Tonight at Harriet Island: River City Revue: “Murder on the Mississippi.” A two-hour cruise on board the Jonathan Padelford through the Mississippi National River and Recreation Area, with a twist: You’ll help solve a murder. The improv theater production is set on a riverboat during Prohibition. A collaboration among Fearless Comedy Productions, Mississippi Park Connection, the National Park Service and Padelford, this sounds like an enjoyable – and amazingly inexpensive – evening. In between following clues, you can also grab a drink, head for the upper deck and take in the views. 6:30-9 p.m. FMI and tickets ($18/$15 members). Also July 19.
Friday at The M: McKnight Speaker: Jetsonorama.

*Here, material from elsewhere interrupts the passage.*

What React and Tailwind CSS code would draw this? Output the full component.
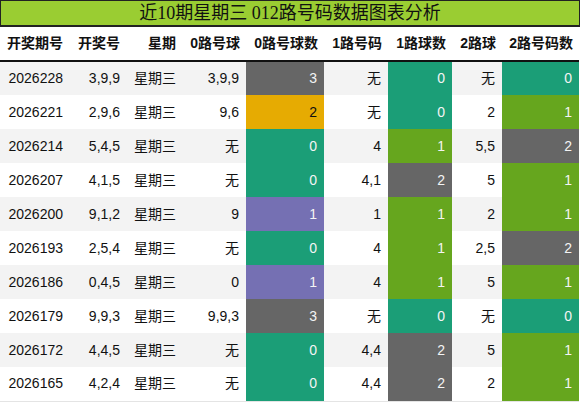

This is the second installment of a new partnership between the McKnight Foundation and Springboard for the Arts that’s bringing interesting people to the Cities for public conversations. Photographer, public artist, activist and physician Chip Thomas, aka Jetsonorama, has been working with the Navajo Nation since 1987 on the Painted Desert Project. He’ll talk about his work and public practice. 6-8 p.m. FMI and registration. Free.
Saturday in St. Paul: Sacred St. Paul Bus Tour. Professional photographer Doug Ohman, whose work is featured in the Minnesota Historical Society Press book “Churches of Minnesota,” will lead a tour of three important St. Paul churches: House of Hope Presbyterian, St. Thomas More Catholic and St. Clement’s Episcopal. At each stop, a member of the congregation will take you behind the scenes. The tour will also include brief stops at other sites without disembarking. Departs from the Minnesota History Center. 9 a.m.-noon. FMI and tickets ($50/$40 MNHS members).